Are there any techniques you’ve used as a mediator to help ‘get the deal done’ at the end of a long day?

My secretary serves cheese and crackers at 5:30 every day no matter where we are in the process. It’s low glycemic, and it helps folks think. It also lets the parties know that I’m in no hurry so let’s get this done and done right. It tells them that I want to get to the right answer for everybody—and it puts people at ease.

I also work hard to manage expectations:  “I know you want them to be at X dollars.  I can’t always predict the future with certainty, but I don’t believe the folks in the other room are going to get to $X. So we can continue to work, but you need to understand I don’t think X is going to happen.” I think you have to make sure they understand that the process may not take them where they originally wanted to go.

You’re the father of three boys and you participate in Boy Scouts with them. What other hobbies do you have?

I am Scoutmaster at Troop 70, of one of the oldest Boy Scout Troops in the Council, and it’s a huge responsibility—but also a great outlet to have fun with my boys. We are fortunate to have a bunch of adults in the Troop committed to Scouting that create a positive context to raise our boys in.

Were you a Boy Scout?

I am an Eagle Scout. I had a Scoutmaster that gave up every 4th weekend, month in and month out, throughout my teenage years to provide that experience for me.  I always wondered why, but now I understand.
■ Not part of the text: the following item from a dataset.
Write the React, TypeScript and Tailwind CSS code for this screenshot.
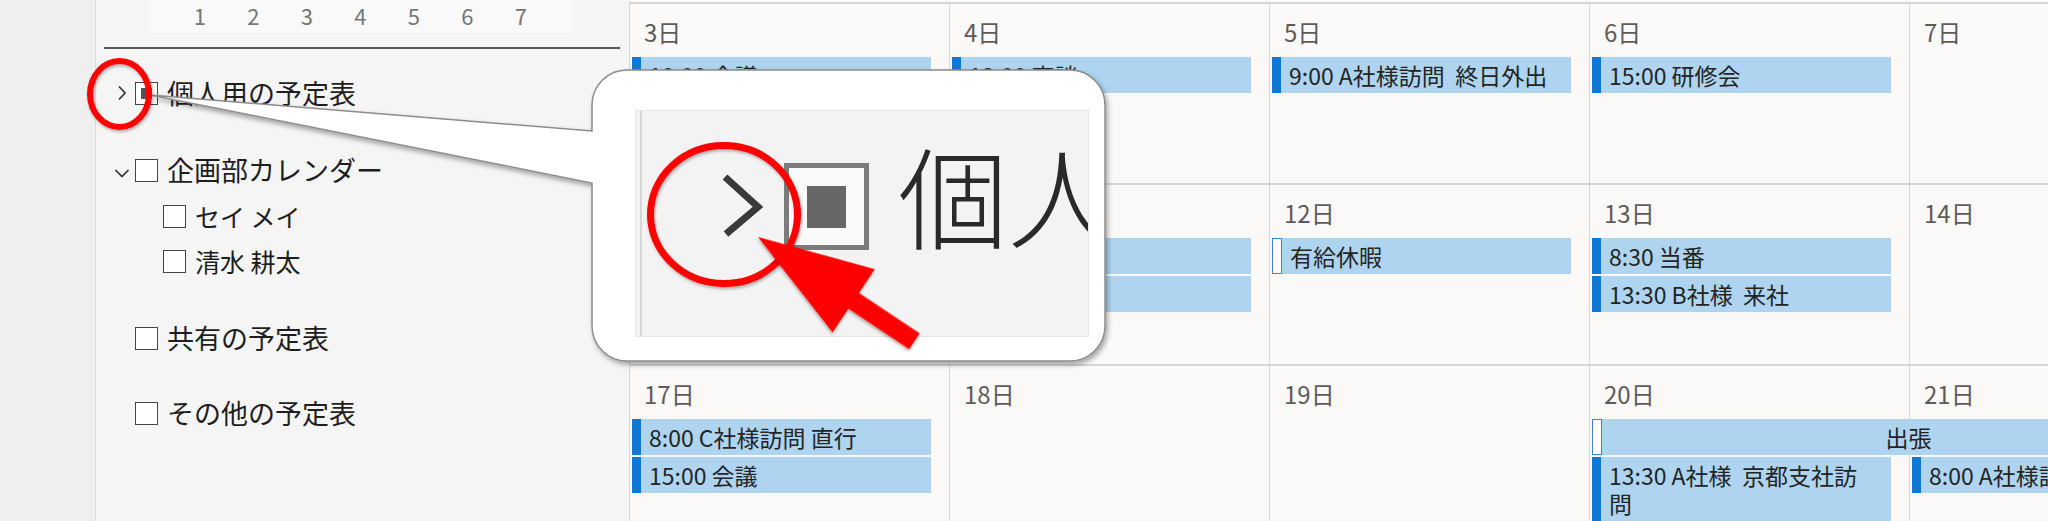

What is your favorite word?

Yes

What is your least favorite word?

Can’t

What profession would you not like to do?

Any job where I’m not able to see the end product. One of the most rewarding jobs I ever had was printing envelopes at Action Printing Center back in Pascagoula. The pleasure of closing the tailgate on a pickup truck full of a product that you helped create can’t be overstated. Seeing the end product is critical to me. If my job was to lay foundations in construction and I didn’t get to see what got built it would drive me crazy. I like the finish more than the start.

What would you like to hear God say when you arrive at the pearly gates?

Well, I certainly hope it’s not an expression of surprise!